PROBLEM STATEMENT » How many of the lines here include "this"? Answer with a single number.

SOURCE RECORDS »
***

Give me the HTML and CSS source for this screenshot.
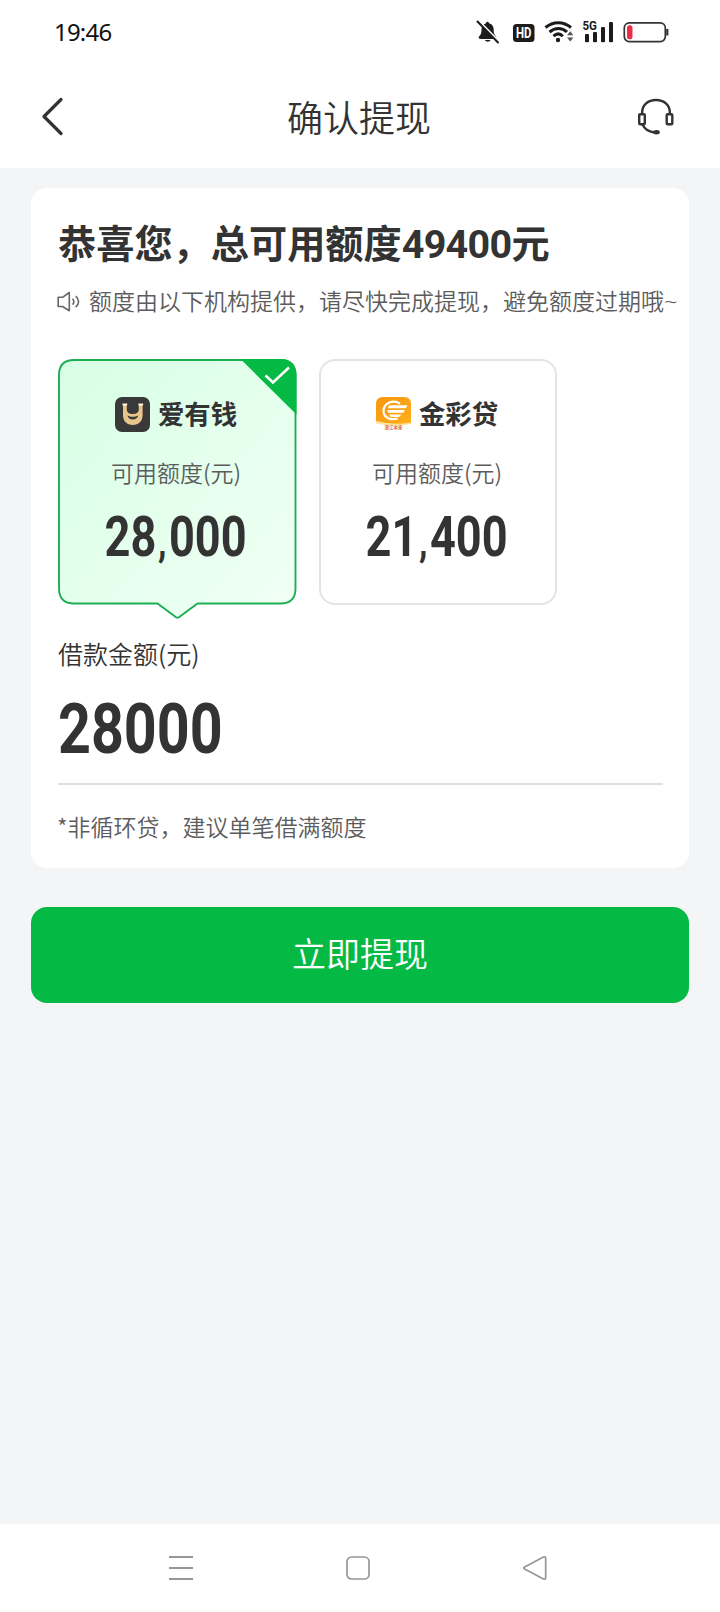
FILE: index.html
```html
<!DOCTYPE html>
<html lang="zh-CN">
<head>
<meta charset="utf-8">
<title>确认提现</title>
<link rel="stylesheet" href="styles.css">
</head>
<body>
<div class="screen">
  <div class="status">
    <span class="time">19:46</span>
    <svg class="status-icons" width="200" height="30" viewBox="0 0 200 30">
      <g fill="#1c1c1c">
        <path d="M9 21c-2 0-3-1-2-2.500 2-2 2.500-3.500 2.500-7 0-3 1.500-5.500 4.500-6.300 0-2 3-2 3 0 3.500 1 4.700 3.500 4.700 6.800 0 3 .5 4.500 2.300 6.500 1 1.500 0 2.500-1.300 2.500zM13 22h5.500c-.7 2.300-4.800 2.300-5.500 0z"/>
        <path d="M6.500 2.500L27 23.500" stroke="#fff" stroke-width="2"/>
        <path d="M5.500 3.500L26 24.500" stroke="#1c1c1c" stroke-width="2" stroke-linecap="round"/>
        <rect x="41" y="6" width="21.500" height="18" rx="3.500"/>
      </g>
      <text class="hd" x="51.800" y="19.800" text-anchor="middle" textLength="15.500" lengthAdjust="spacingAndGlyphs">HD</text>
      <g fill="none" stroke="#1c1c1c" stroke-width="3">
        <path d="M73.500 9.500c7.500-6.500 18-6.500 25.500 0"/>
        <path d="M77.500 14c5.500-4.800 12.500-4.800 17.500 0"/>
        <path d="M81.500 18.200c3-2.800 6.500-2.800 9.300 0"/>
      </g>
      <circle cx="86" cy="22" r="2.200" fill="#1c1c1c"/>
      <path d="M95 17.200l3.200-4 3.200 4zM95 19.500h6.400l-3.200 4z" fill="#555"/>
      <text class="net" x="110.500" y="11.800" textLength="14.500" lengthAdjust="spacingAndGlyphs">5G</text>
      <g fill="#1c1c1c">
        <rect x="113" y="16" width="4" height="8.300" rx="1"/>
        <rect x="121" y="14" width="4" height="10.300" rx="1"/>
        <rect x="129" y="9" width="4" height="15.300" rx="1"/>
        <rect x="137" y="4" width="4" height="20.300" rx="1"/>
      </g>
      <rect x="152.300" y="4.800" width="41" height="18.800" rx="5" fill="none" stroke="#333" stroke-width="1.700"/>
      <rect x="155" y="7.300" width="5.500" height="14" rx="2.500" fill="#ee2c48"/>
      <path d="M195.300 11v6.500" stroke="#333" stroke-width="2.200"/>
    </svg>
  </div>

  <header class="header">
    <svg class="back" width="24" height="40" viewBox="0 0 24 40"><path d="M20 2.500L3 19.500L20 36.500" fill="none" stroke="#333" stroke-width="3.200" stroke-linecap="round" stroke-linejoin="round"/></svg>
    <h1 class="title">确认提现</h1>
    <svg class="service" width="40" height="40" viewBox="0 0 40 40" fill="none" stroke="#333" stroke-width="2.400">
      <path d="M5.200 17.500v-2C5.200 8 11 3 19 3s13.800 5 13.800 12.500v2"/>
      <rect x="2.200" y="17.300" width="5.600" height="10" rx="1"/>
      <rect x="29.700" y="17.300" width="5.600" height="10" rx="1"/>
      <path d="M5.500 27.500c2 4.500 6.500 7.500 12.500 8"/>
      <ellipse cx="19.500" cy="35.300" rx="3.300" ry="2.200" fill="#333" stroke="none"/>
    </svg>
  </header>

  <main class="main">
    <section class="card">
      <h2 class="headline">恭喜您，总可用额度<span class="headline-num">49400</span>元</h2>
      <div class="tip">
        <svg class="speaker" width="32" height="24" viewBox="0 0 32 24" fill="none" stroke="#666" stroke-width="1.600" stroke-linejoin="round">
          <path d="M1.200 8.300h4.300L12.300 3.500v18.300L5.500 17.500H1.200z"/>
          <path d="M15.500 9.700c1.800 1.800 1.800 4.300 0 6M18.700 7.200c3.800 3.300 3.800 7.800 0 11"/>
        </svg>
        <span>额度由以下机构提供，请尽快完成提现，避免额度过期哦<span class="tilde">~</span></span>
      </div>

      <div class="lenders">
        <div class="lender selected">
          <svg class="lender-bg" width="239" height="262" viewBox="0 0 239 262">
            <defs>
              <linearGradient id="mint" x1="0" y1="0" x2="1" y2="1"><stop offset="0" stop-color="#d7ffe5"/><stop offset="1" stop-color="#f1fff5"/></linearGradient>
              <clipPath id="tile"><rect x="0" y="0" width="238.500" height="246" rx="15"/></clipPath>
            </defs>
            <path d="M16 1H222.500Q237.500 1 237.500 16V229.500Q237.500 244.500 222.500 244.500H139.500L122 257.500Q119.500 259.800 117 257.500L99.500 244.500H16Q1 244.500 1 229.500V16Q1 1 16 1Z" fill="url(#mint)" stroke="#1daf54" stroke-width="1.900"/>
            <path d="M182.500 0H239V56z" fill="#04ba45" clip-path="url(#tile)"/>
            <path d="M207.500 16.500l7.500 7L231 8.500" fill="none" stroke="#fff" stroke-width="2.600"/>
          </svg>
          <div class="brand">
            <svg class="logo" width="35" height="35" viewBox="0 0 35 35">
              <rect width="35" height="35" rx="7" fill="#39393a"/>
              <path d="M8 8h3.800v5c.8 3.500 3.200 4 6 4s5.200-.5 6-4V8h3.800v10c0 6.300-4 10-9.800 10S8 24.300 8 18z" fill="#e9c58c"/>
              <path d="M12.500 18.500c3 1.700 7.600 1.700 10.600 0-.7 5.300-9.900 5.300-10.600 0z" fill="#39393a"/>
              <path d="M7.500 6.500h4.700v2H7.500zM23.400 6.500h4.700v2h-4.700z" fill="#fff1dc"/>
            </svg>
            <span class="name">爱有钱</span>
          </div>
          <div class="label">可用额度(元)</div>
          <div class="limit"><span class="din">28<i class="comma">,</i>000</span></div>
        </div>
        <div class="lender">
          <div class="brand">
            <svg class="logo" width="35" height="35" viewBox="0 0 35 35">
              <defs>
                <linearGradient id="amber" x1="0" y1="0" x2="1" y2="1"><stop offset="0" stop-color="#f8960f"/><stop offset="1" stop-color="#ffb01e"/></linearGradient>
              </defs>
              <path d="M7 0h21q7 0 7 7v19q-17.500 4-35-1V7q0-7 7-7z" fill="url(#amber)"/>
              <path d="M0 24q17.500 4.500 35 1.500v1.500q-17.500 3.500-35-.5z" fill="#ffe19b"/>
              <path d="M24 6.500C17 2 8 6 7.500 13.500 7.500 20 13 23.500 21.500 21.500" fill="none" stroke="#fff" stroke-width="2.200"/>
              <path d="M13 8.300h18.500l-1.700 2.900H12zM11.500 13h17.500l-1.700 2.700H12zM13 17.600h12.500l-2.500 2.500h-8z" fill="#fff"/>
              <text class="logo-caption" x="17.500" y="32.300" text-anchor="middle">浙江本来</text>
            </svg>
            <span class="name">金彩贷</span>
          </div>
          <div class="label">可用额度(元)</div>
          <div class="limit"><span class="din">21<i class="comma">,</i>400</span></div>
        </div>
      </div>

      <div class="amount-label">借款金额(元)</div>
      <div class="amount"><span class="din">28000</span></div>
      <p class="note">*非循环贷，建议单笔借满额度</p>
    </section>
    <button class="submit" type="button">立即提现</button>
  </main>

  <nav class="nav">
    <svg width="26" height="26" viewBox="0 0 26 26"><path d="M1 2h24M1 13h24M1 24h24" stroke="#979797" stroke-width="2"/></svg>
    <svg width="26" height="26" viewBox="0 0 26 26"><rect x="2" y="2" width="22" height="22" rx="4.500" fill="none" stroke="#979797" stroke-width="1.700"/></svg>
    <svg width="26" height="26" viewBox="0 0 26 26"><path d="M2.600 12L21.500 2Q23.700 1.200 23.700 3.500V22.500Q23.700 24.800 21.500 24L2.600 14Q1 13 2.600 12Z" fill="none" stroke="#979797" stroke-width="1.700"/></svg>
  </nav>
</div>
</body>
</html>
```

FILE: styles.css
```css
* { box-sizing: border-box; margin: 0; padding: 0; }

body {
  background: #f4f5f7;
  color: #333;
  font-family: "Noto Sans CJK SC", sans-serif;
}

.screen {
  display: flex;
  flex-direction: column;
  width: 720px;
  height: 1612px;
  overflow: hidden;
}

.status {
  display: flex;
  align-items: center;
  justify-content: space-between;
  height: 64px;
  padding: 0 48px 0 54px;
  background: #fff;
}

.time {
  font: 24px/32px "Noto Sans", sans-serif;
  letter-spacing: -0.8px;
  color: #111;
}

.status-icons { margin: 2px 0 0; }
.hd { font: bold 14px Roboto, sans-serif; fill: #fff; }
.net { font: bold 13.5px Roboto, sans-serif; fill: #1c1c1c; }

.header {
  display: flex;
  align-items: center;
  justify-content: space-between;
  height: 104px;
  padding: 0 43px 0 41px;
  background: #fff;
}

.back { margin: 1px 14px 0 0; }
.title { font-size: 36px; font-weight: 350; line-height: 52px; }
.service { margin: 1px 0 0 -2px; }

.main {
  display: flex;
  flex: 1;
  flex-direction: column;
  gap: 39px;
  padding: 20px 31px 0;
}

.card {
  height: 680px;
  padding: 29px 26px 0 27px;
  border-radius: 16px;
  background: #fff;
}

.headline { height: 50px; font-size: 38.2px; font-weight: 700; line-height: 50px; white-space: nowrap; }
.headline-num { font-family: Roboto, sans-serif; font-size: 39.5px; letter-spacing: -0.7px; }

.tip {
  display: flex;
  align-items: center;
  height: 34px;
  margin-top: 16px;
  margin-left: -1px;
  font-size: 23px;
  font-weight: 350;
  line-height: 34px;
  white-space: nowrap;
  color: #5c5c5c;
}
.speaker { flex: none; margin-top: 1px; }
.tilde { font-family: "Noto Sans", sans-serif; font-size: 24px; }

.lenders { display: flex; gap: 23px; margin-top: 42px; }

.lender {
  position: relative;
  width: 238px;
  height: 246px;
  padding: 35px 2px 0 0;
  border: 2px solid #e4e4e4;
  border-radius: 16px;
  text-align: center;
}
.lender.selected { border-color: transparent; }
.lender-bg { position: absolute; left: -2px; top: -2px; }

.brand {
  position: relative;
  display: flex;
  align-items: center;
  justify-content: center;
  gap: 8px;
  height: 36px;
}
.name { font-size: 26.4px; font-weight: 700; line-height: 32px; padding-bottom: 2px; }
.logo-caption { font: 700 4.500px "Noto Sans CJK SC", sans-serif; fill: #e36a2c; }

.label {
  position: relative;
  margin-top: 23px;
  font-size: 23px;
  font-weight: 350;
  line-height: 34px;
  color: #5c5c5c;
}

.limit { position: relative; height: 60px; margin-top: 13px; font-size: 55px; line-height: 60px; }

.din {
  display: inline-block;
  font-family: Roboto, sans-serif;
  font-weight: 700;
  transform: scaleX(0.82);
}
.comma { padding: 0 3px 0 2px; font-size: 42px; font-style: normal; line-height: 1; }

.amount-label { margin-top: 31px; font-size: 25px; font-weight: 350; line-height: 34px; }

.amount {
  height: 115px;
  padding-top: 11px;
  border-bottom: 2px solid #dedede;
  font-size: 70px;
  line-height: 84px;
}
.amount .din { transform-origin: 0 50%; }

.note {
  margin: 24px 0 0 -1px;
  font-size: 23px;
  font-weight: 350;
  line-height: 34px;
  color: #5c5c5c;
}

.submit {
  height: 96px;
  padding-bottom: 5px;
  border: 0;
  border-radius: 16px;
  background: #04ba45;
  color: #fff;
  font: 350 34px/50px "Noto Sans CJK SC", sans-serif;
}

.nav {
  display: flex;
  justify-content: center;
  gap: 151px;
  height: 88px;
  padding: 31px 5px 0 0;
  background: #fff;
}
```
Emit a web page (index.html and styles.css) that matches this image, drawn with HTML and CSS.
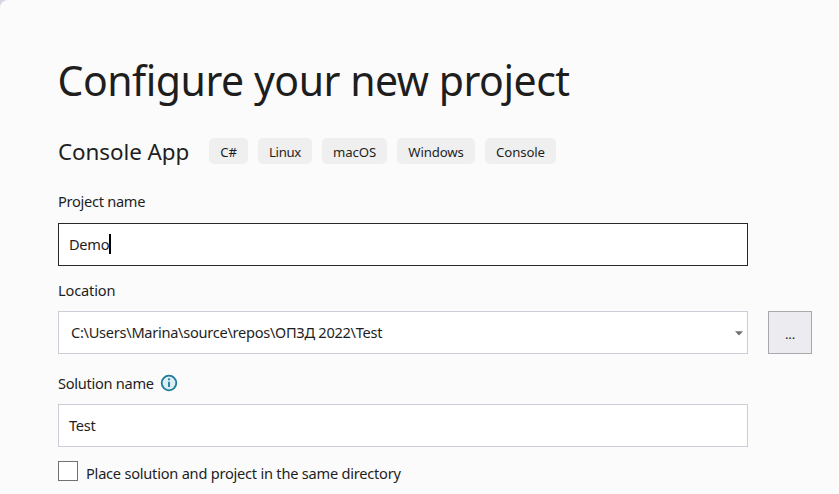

***

RESPONSE TO THE EXERCISE » 2